WHAT IS EXPECTED: Locate the string "code" in the listing below. Copy every line where it is found.

Recorded data:
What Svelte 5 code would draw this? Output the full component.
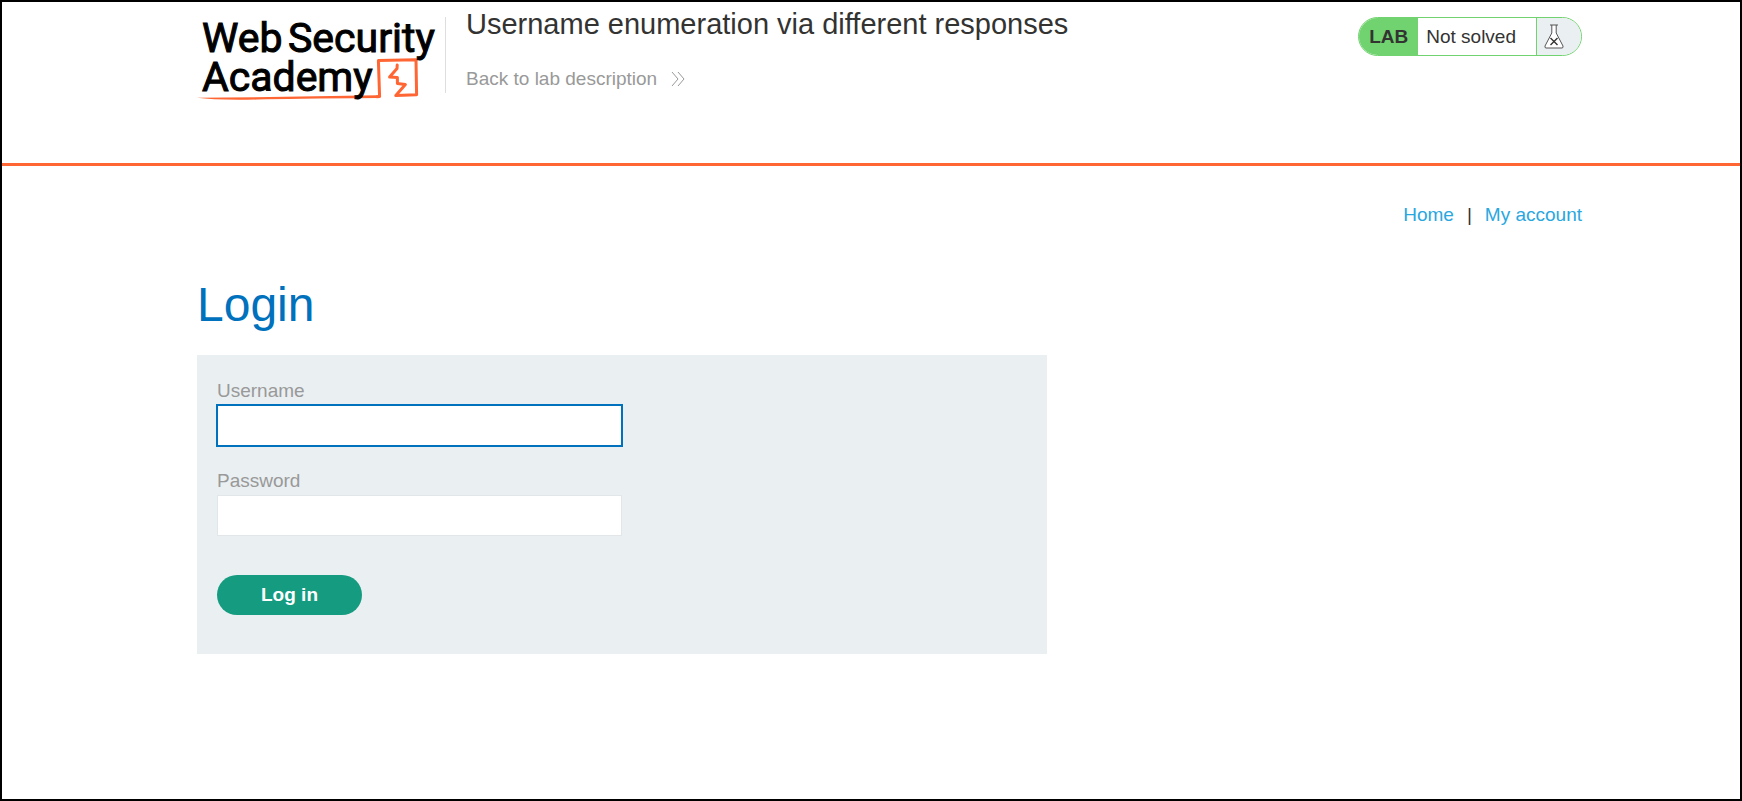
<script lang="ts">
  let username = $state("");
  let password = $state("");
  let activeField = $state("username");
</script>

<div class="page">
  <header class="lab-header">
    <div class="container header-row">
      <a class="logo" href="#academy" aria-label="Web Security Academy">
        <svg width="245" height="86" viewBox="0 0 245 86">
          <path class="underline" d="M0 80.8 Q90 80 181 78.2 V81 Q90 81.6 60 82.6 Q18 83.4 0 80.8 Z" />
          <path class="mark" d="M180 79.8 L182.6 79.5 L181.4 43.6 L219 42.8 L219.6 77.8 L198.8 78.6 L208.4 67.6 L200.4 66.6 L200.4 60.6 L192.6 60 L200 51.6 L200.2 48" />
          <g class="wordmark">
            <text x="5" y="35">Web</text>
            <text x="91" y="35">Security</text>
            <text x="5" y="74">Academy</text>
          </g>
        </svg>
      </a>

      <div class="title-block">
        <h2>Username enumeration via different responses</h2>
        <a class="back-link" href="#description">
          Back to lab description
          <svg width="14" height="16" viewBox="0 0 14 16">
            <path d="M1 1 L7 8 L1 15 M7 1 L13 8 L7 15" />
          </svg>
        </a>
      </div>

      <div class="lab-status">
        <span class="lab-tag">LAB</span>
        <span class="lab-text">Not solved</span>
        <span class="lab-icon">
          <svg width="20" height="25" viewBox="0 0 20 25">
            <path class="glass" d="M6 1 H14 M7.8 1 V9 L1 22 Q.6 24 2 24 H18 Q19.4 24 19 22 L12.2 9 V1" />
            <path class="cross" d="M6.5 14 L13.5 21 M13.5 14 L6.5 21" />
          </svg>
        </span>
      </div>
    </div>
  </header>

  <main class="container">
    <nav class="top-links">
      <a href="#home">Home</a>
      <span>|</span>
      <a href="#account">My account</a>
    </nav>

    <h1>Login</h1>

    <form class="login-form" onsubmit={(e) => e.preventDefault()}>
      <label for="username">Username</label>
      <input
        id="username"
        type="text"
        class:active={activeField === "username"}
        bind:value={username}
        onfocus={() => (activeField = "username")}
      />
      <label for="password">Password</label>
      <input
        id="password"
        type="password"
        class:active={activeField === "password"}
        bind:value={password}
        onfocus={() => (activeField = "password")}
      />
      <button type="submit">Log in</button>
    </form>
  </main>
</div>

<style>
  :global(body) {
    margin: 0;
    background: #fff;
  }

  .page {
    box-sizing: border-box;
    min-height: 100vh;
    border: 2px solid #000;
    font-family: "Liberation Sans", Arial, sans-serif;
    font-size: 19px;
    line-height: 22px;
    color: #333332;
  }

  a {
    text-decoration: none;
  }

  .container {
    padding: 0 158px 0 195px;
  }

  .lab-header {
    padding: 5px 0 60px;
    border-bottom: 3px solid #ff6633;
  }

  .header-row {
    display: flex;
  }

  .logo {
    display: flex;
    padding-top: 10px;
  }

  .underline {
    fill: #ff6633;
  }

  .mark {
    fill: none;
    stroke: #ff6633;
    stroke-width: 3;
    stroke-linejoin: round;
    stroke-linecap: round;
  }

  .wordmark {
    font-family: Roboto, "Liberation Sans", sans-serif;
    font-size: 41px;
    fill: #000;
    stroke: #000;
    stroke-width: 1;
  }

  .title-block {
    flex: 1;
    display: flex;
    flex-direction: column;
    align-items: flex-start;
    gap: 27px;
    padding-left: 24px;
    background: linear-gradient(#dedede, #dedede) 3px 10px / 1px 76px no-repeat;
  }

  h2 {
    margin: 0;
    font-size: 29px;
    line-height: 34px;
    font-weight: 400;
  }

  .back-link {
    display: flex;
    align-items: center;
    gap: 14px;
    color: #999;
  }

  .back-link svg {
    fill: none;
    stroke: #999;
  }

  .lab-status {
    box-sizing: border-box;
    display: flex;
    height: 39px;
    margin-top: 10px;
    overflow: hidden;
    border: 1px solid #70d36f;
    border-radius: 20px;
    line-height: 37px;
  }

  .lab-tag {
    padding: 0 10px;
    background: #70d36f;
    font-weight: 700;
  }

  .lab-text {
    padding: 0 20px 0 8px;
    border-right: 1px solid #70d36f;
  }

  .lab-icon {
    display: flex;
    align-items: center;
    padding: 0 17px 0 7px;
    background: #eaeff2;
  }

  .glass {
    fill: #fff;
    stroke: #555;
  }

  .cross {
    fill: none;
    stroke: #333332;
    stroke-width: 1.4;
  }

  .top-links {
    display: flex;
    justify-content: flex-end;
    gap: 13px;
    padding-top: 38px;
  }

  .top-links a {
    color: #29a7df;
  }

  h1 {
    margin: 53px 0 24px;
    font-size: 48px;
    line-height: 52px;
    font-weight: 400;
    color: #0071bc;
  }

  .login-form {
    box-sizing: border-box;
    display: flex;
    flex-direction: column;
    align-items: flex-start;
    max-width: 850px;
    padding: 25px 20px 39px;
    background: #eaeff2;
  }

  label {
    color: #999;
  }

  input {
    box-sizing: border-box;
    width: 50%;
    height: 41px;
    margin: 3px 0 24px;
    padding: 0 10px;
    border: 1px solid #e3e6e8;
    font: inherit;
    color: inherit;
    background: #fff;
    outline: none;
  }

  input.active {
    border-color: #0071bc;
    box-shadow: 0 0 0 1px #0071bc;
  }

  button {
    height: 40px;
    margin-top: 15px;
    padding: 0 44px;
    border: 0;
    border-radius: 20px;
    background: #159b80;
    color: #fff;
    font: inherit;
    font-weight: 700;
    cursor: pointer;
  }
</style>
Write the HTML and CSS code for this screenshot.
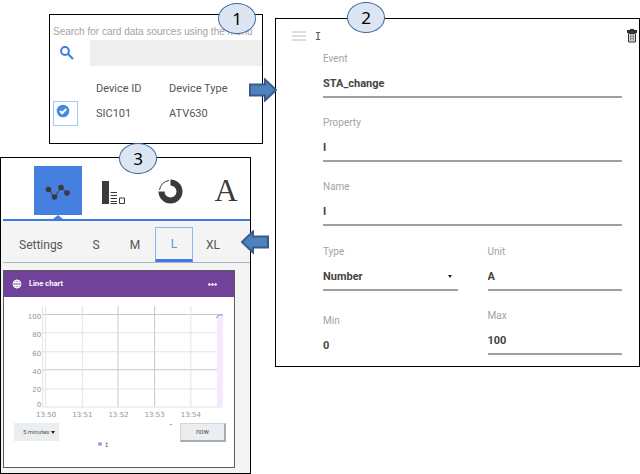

RESULT OF THE EXERCISE:
What Svelte 5 code would draw this? Output the full component.
Write the HTML and CSS code for this screenshot.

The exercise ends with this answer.